Step 5 — Add RDAP monitoring¶
Navigate to RDAP / WHOIS in the sidebar.
- Click Add Domain
- Enter the root domain
- Click Save
That's it — no record selection required. The scraper fetches the full RDAP record from the registry on each cycle and stores a snapshot. You can view the current snapshot and compare to previous ones using the History viewer.
quickstart-rdap-add.png
Adding a domain to RDAP monitoring
Step 6 — Set up certificate deployment monitoring¶
Navigate to Certificate Deployment in the sidebar.
- Click Add Monitor
- Enter the Common Name — the hostname the certificate should be valid for, e.g.
www.example.com - Set the Port (default: 443)
- For automatic IP resolution: enter the hostname in Target DNS Name — the scanner will resolve it and scan all resulting IPs
- Alternatively, enter IP addresses manually under Manual IP Targets
- Click Save
quickstart-cert-add-monitor.png
Adding a certificate monitor with DNS-based auto-resolution
The scanner will connect to each target IP on the next scheduled cycle and store the certificate details, protocol information, and cipher suite data.

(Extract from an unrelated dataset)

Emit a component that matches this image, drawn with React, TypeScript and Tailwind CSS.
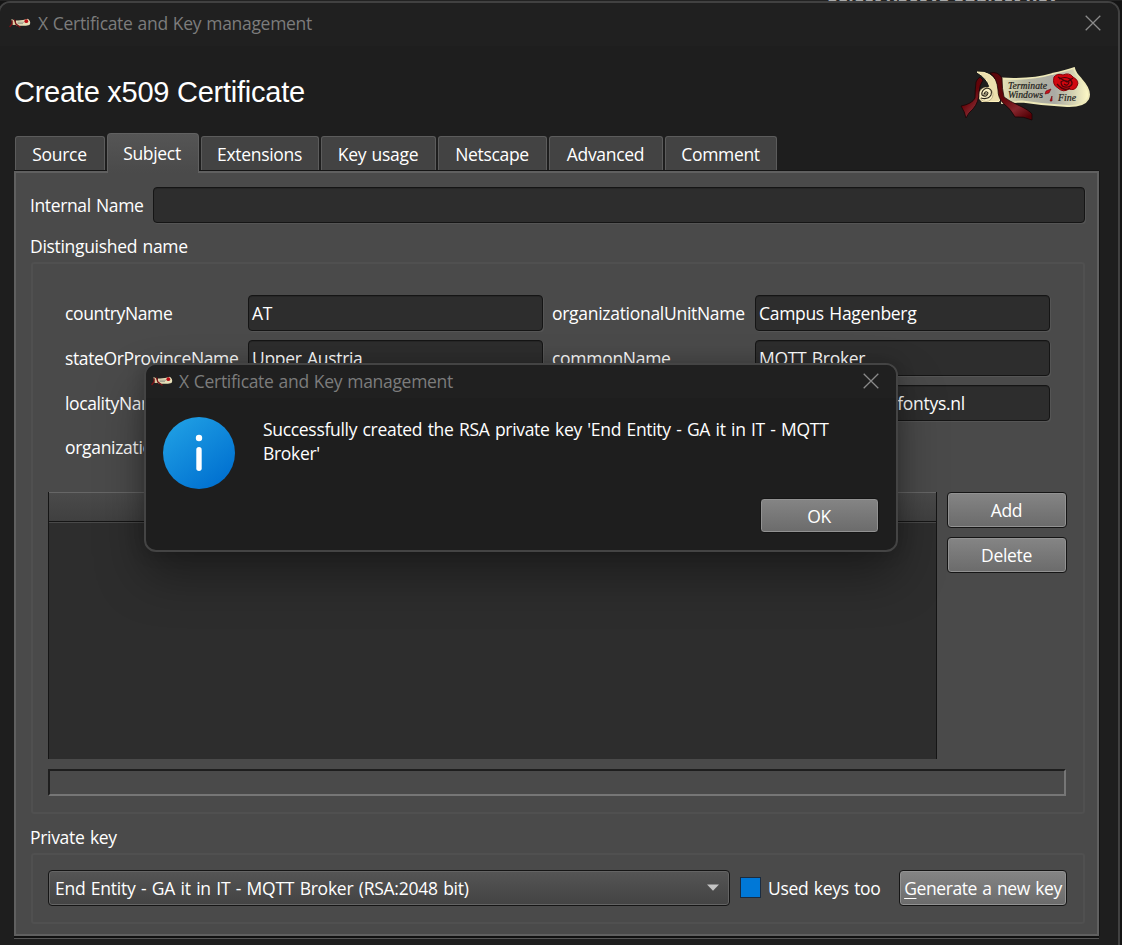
import React from "react";

const field =
  "h-9 shrink-0 rounded-[4px] border border-[#151515] bg-[#2d2d2d] shadow-[inset_0_1px_0_#262626,1px_1px_0_#555] flex items-center whitespace-nowrap overflow-hidden pb-px";
const button =
  "shrink-0 rounded-[4px] border border-[#151515] bg-linear-to-b from-[#858585] to-[#6b6b6b] shadow-[inset_0_0_0_1px_#929292] flex items-center justify-center whitespace-nowrap";
const groupBox = "rounded-[3px] border-2 border-[#505050]";

function Scroll({ className }: { className: string }) {
  return (
    <svg className={className} viewBox="0 0 130 54" preserveAspectRatio="none">
      <defs>
        <linearGradient id="paper" x1="0" x2="1" y1="0" y2="0">
          <stop offset="0" stopColor="#e6e2b8" />
          <stop offset="0.25" stopColor="#b9b9a2" />
          <stop offset="0.6" stopColor="#aaaaa4" />
          <stop offset="0.82" stopColor="#d5d3b3" />
          <stop offset="1" stopColor="#fffac6" />
        </linearGradient>
        <linearGradient id="ribbon" x1="0.2" x2="0.8" y1="0" y2="1">
          <stop offset="0" stopColor="#5c060b" />
          <stop offset="0.45" stopColor="#640409" />
          <stop offset="0.75" stopColor="#84262d" />
          <stop offset="1" stopColor="#560005" />
        </linearGradient>
      </defs>
      <path
        d="M42 11.5 Q72 13 92 7 Q105 4 114 1 Q115 6 121 12 Q132 24 128 32 Q124 39.5 107 39 Q84 38 62 34.5 L42 36 Z"
        fill="url(#paper)"
        stroke="#eee9b9"
        strokeWidth="1.8"
      />
      <path
        d="M17 5 Q32 4 38 18 Q43 29 39 34.5 L22 34.5 Q18 32 20 25 Q24 20 30 20 Q27 11 17 5Z"
        fill="#ecdfae"
        stroke="#fff3bd"
        strokeWidth="1"
      />
      <circle cx="26" cy="27.5" r="7" fill="#f8eec3" stroke="#ac9d75" strokeWidth="0.7" />
      <path
        d="M21 31 Q28 33 31 28 Q33 22 27 21 Q21 23 22 28 Q27 31 28 26 Q26 23 24 27 H27"
        fill="none"
        stroke="#292218"
        strokeWidth="1.1"
      />
      <path
        d="M20 10 L23 13 Q19.5 18 19 25 Q19 35 13 42 Q8 46 6 51 Q5 45 1 39 Q12 37 15 31 Q15 23 16 15 Q17 12 20 10Z"
        fill="url(#ribbon)"
        stroke="#190405"
        strokeWidth="0.8"
      />
      <path
        d="M30 6 Q38 4 42 11 Q42 22 44 30 Q49 34 58 38 Q69 43 72 47 L72 53 Q63 49 55 50 Q51 42 43 36 Q38 31 38 23 Q37 11 30 6Z"
        fill="url(#ribbon)"
        stroke="#190405"
        strokeWidth="0.8"
      />
      <path
        d="M94 10 Q97 6 103 8 Q109 5 113 10 Q120 14 117 19 Q115 24 109 22 Q103 26 98 21 Q92 18 94 10Z"
        fill="#d1060f"
        stroke="#8a0007"
        strokeWidth="1"
      />
      <path
        d="M99 12 Q105 9 110 12 Q115 18 108 20 Q101 21 101 15 Q104 12 109 15 Q108 20 104 17 M97 17 Q104 25 110 21 M98 10 L107 15 L113 11"
        fill="none"
        stroke="#4a0409"
        strokeWidth="1.2"
      />
      <path d="M91 22 L86 24 L85 27 L89 26Z M92 29 L90 34 L92 34Z" fill="#cb101b" stroke="#6a0309" strokeWidth="0.6" />
      <g
        fill="#22201a"
        stroke="#22201a"
        strokeWidth="0.2"
        fontFamily="'Liberation Serif', serif"
        fontStyle="italic"
        letterSpacing="0"
        wordSpacing="0"
      >
        <text x="48" y="21.5" fontSize="9.5" textLength="39" lengthAdjust="spacingAndGlyphs">
          Terminate
        </text>
        <text x="48" y="30.5" fontSize="9.5" textLength="35" lengthAdjust="spacingAndGlyphs">
          Windows
        </text>
        <text x="98" y="34" fontSize="10" textLength="18" lengthAdjust="spacingAndGlyphs">
          Fine
        </text>
      </g>
    </svg>
  );
}

function SmallScroll() {
  return (
    <svg className="h-[11px] w-[22px] shrink-0" viewBox="0 0 22 11">
      <path d="M7 2.5 Q13 3 19 .8 Q22.5 4 20.5 7 Q14 8.6 7 7.2Z" fill="#e6dfb8" />
      <path d="M8.5 4.2 H15 M8.5 5.6 H14" stroke="#99988a" strokeWidth="0.9" />
      <path d="M2.4 1 L6 2.5 L7 7 H3.6Z" fill="#d9caa0" />
      <path d="M3.2 2.4 L3 6 L.6 9 M5.4 1.5 L7 6 L11.5 9.6" fill="none" stroke="#7b1016" strokeWidth="1.3" />
      <circle cx="17.3" cy="3.2" r="1.9" fill="#b80d15" />
    </svg>
  );
}

function Close() {
  return (
    <svg className="h-4 w-4 shrink-0" viewBox="0 0 16 16" fill="none" stroke="#8a8a8a" strokeWidth="1.3">
      <path d="M.7 .7 L15.3 15.3 M15.3 .7 L.7 15.3" />
    </svg>
  );
}

const tabs = [
  { label: "Source", box: "w-[90px]", active: false },
  { label: "Subject", box: "w-[92px]", active: true },
  { label: "Extensions", box: "w-[118px]", active: false },
  { label: "Key usage", box: "w-[115px]", active: false },
  { label: "Netscape", box: "w-[109px]", active: false },
  { label: "Advanced", box: "w-[114px]", active: false },
  { label: "Comment", box: "w-[112px]", active: false },
];

const rows = [
  ["countryName", "AT", "organizationalUnitName", "Campus Hagenberg"],
  ["stateOrProvinceName", "Upper Austria", "commonName", "MQTT Broker"],
  ["localityName", "", "emailAddress", ".fontys.nl"],
];

function MessageDialog() {
  return (
    <div className="absolute left-[144px] top-[363px] h-[189px] w-[754px] rounded-[12px] border-2 border-[#444] bg-[#1e1e1e] shadow-[0_24px_48px_rgba(0,0,0,0.36),0_0_18px_rgba(0,0,0,0.2)] overflow-clip">
      <div className="flex h-[33px] items-center bg-[#202020] pb-px pl-[5px] pr-[17px] text-[#7c7c7c]">
        <SmallScroll />
        <span className="ml-[6px] flex-1 whitespace-nowrap [word-spacing:0.8px]">X Certificate and Key management</span>
        <Close />
      </div>
      <div className="flex pl-[17px] pt-[19px]">
        <svg className="h-[72px] w-[72px] shrink-0" viewBox="0 0 72 72">
          <defs>
            <linearGradient id="info" x1="0.15" y1="0.1" x2="0.8" y2="0.95">
              <stop offset="0" stopColor="#1e9de3" />
              <stop offset="1" stopColor="#0070d0" />
            </linearGradient>
          </defs>
          <circle cx="36" cy="36" r="36" fill="url(#info)" />
          <circle cx="36" cy="21" r="3.2" fill="#fff" />
          <rect x="33.3" y="30" width="5.4" height="24" rx="2.7" fill="#fff" />
        </svg>
        <p className="ml-[28px] w-[600px] leading-6 text-white">
          Successfully created the RSA private key 'End Entity - GA it in IT - MQTT
          <br />
          Broker'
        </p>
      </div>
      <div className="mt-[9px] flex justify-end pr-[17px]">
        <div className={`${button} h-[35px] w-[119px] pr-px`}>OK</div>
      </div>
    </div>
  );
}

export default function App() {
  return (
    <div className="relative h-[945px] w-[1122px] overflow-hidden bg-[#141414] font-['Open_Sans','Noto_Sans',sans-serif] text-[17.5px] leading-6 tracking-[-0.31px] text-white [word-spacing:1.2px]">
      <div className="flex h-px justify-end overflow-visible bg-[#222] pr-[64px]">
        <div className="-mt-[17px] h-[24px] whitespace-nowrap text-[18px] font-bold tracking-normal text-[#aaa] [word-spacing:0px]">
          Select X509v3 Subject Key
        </div>
      </div>
      <div className="relative -ml-[2px] flex h-[960px] w-[1122px] flex-col overflow-hidden rounded-t-[12px] border-2 border-[#414141] bg-[#1e1e1e]">
        <div className="flex h-[43px] shrink-0 items-center bg-[#202020] pb-[3px] pl-[9px] pr-[17px] text-[#7c7c7c]">
          <SmallScroll />
          <span className="ml-[7px] flex-1 whitespace-nowrap [word-spacing:0.8px]">X Certificate and Key management</span>
          <Close />
        </div>
        <div className="flex h-[87px] shrink-0 justify-between pl-[14px] pr-[28px]">
          <h1 className="mt-[30px] h-8 whitespace-nowrap font-['Liberation_Sans',sans-serif] text-[29px] leading-8 tracking-[-0.25px] [word-spacing:0px]">
            Create x509 Certificate
          </h1>
          <Scroll className="mt-[21px] h-[54px] w-[130px]" />
        </div>
        <div className="relative z-10 flex h-[38px] shrink-0 items-end gap-[2px] pl-[15px]">
          {tabs.map((t) =>
            t.active ? (
              <div
                key={t.label}
                className={`${t.box} -mb-[2px] flex h-10 shrink-0 items-center justify-center rounded-t-[4px] border-x border-t border-[#616161] bg-linear-to-b from-[#555] to-[#4a4a4a] pb-px pr-[2px]`}
              >
                {t.label}
              </div>
            ) : (
              <div
                key={t.label}
                className={`${t.box} mb-px flex h-[34px] shrink-0 items-center justify-center rounded-t-[3px] border-x border-t border-[#5c5c5c] bg-[#434343] pr-px`}
              >
                {t.label}
              </div>
            ),
          )}
        </div>
        <div className="ml-[14px] flex h-[765px] w-[1085px] shrink-0 flex-col border-2 border-[#606060] bg-[#4a4a4a] pl-[14px] pr-[12px] pt-[14px] shadow-[0_-1px_0_#151515,1px_0_0_#151515,0_2px_0_#111,0_3px_0_#555]">
          <div className="flex shrink-0 items-center justify-between">
            <span className="pb-px tracking-[-0.38px]">Internal Name</span>
            <div className={`${field} w-[932px]`} />
          </div>
          <div className="mt-[11px] h-6 shrink-0">Distinguished name</div>
          <div className={`${groupBox} ml-px mt-1 flex h-[552px] w-[1054px] shrink-0 flex-col pl-[15px] pt-[31px]`}>
            <div className="ml-[17px] grid grid-cols-[183px_295px_212px_295px] gap-y-[9px]">
              {rows.map(([a, av, b, bv]) => (
                <React.Fragment key={a}>
                  <span className="self-center pb-px tracking-[-0.37px]">{a}</span>
                  <div className={`${field} pl-[3px]`}>{av}</div>
                  <span className="self-center pb-px pl-[9px] tracking-[-0.29px]">{b}</span>
                  <div className={`${field} ${bv === ".fontys.nl" ? "pl-[137px]" : "pl-[3px]"}`}>{bv}</div>
                </React.Fragment>
              ))}
              <span className="h-9 leading-[35px]">organizationName</span>
            </div>
            <div className="mt-[26px] flex gap-[10px]">
              <div className="h-[267px] w-[889px] shrink-0 border-x border-[#151515] bg-[#2d2d2d]">
                <div className="h-[30px] border-b border-t border-b-[#151515] border-t-[#666] bg-linear-to-b from-[#4a4a4a] to-[#404040] shadow-[0_1px_0_#494949]" />
              </div>
              <div className="flex flex-col gap-[9px]">
                <div className={`${button} h-9 w-[120px] pb-px pr-px`}>Add</div>
                <div className={`${button} h-9 w-[120px] pb-px pr-px`}>Delete</div>
              </div>
            </div>
            <div className="mt-[10px] h-[27px] w-[1018px] shrink-0 border-2 border-b-[#767676] border-l-[#1e1e1e] border-r-[#767676] border-t-[#1e1e1e]" />
          </div>
          <div className="mt-[11px] h-6 shrink-0">Private key</div>
          <div className={`${groupBox} ml-px mt-1 flex h-[71px] w-[1054px] shrink-0 items-start pl-[15px] pt-[15px]`}>
            <div className="flex h-9 w-[682px] shrink-0 items-center justify-between rounded-[4px] border border-[#151515] bg-linear-to-b from-[#555] to-[#434343] pb-px pl-[6px] pr-[10px] shadow-[inset_0_0_0_1px_#646464]">
              <span className="tracking-[-0.26px]">End Entity - GA it in IT - MQTT Broker (RSA:2048 bit)</span>
              <svg className="h-[7px] w-3" viewBox="0 0 12 7">
                <path d="M0 .5 H12 L6 6.8Z" fill="#c4c4c4" />
              </svg>
            </div>
            <div className="ml-[10px] mt-[7px] h-[21px] w-[21px] shrink-0 border border-[#1a2b40] bg-[#0078d7]" />
            <span className="ml-[7px] mt-[6px] w-[131px] shrink-0">Used keys too</span>
            <div className={`${button} h-9 w-[168px] pb-px tracking-[-0.4px]`}>
              <span className="underline decoration-1 underline-offset-[3px]">G</span>enerate a new key
            </div>
          </div>
        </div>
      </div>
      <MessageDialog />
    </div>
  );
}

Step 7 — Create your first alert rule¶
Every module has its own alert rules. Start with a high-value rule: get notified when a new CT certificate is issued for your domain by an unexpected CA.
Navigate to Certificate Transparency → Alert Rules.
First, create a template¶
- Click New Template
- Give it a name, e.g.
Email - Security Team - Set Frequency Mode to
Immediate - Add an Email destination and enter your email address
- Click Save Template
Then, create a rule¶
- Click New Rule
- Name it, e.g.
Unexpected issuer - Set Severity to
High - Select the template you just created
- In the Condition editor, enter:
!cert.issuer.contains("Let's Encrypt") && !cert.issuer.contains("DigiCert")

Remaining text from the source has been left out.